Truly, GE “won” by a truly shocking number – nearly 26% of respondents said GE was the worst offender. The next seven-worst combined still do not equal the number of people who called out GE. Boston-based GE may not actually be most hated company in the U.S., or even the worst performing, but it has an enormous market cap of $150 billion and has been a popular stock to own for over a century. GE began when all of Thomas Edison’s electric companies emerged, but has morphed into the textbook definition of a conglomerate. It has been a player in aviation, energy, finance, fossil fuels, weapons, software, healthcare, and more. That size, history, and influence means that more people might rely on it than other stocks, something that — if this survey is anything to go by — stirs up strong feelings.

GE stock, charted out over 2017. The blue line is the S&P 500.
GE stock, charted out over 2017. The blue line is the S&P 500.

To wit, the reason people hated GE so much mostly came down to its stock’s abysmal performance, which shows how widely held it is among retail investors. Compared to the S&P 500, which gained 19% year-to-date, and the Dow, which is up 24%, GE dropped 45% as of Dec. 28. The Dow managed this performance with GE as a component.

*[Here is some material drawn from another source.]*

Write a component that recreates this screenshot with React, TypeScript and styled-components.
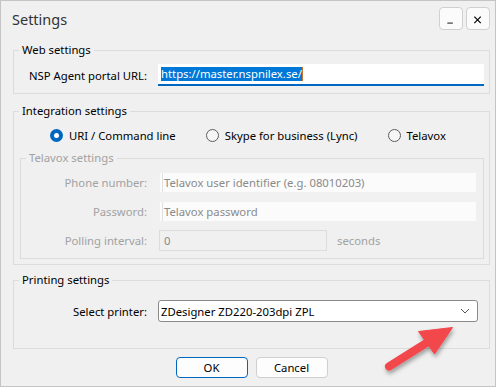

In fact, GE has been in the Dow since its beginning in 1896, but its recent performance has put its membership in question.

Many readers like Jon from Austin, Texas, blamed leadership of former CEO Jeff Immelt and the board. “They had the worst CEO imaginable and a board that was ineffective in reining that idiot in,” he wrote. A few readers suggested clawbacks – in 2016, Immelt’s pay fell 35%. Still, he got $21.3 million in compensation.

Readers haven’t given up hope

According to 75% of Yahoo Finance readers who identified GE as the worst company of 2017, the company isn’t beyond saving and can pull up on the throttle and get its reputation back as a power player in the market.

The predominant advice? Fire the board, stop trying to do too much, and start making value for its shareholders. Many people framed it in a sort of “Make GE Great Again” way, suggesting a return to more sensible business moves and focusing on core businesses. As one reader put it, GE “LOST ITS WAY” and needs to “CUT ITS LOSERS.”

With Immelt gone and John Flannery as new CEO, outlook is mixed. Some people expressed confidence that Flannery will right the ship, but others don’t see much changing.

“Every acquisition has been a disaster,” said one anonymous respondent. “Who heads the company now? The architect of those acquisitions, John Flannery.”